Basic workloads (Dev and Test)

For Basic workloads for testing or development and no expectations of availability, use the Guidelines for database and application sizing table above.

High availability workloads (small production)

With workloads that require high availability, but have a small production workload, there is a need for being able to do, for example, rolling upgrades. Therefore, the sizing needs to consider the extra CPU and memory required for running two Pods in the upgrade flow. For such workloads the guidance is to double the requirements from the Guidelines for database and application sizing table above.

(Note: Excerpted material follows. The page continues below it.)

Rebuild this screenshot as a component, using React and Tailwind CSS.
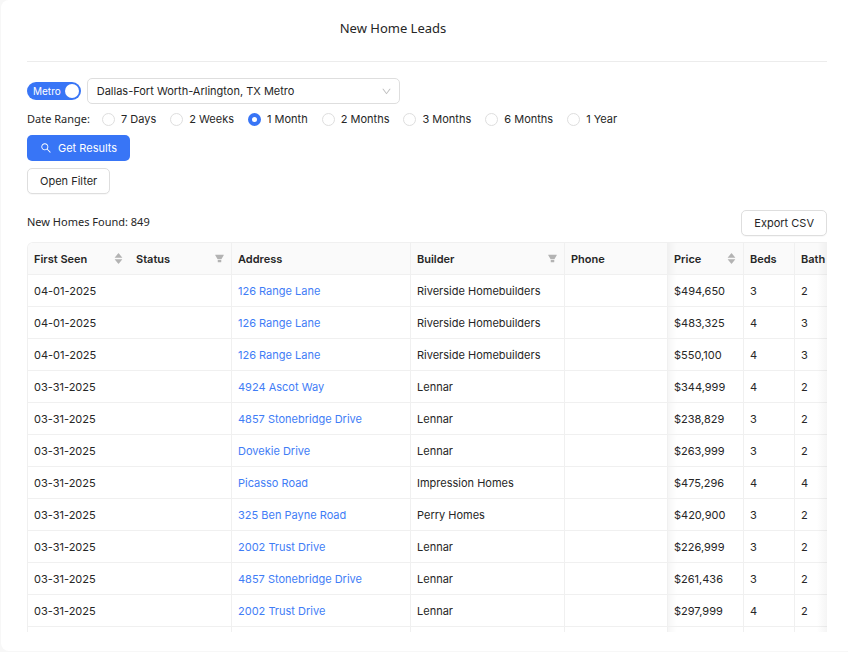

High scalability (medium to large production and workloads)

Calculating for scalability is difficult, you need to understand the workloads and which pods will require scaling. We suggest a simplified calculation model. A general recommendation is to monitor auto-scaling behavior and adjust accordingly to add more nodes to your cluster.

One model is to start with the numbers calculated for high availability above, make an assessment of the expected scaling, and then add sizing from the Requirements for scalable containers for the expected scale. This should provide you with adequate room for scaling.

Node strategy

Currently, WorkZone requires both Linux and Windows nodes. This puts requirements on the orchestration platform, as well as the node sizing strategy.

Depending on the expected use and workload of the WorkZone instance that you are deploying, the node strategy can vary. In general, fewer nodes lower the guaranteed availability, and more nodes provide more availability.

• For dev and test workloads, you can argue node sizes and numbers as these are less critical and require less availability.
• For production workloads, the recommendation is of minimum 3 nodes of each OS. Meaning 3 Linux and 3 Windows nodes.

You can use the sizing guidelines above to decide the collected node sizes.

Using the sizing guidelines, you can calculate the total needed storage, memory and CPU needed for both the Linux and Windows nodes. Considering the number of nodes, you should as a minimum allow that at least one node can fail based on your sizing.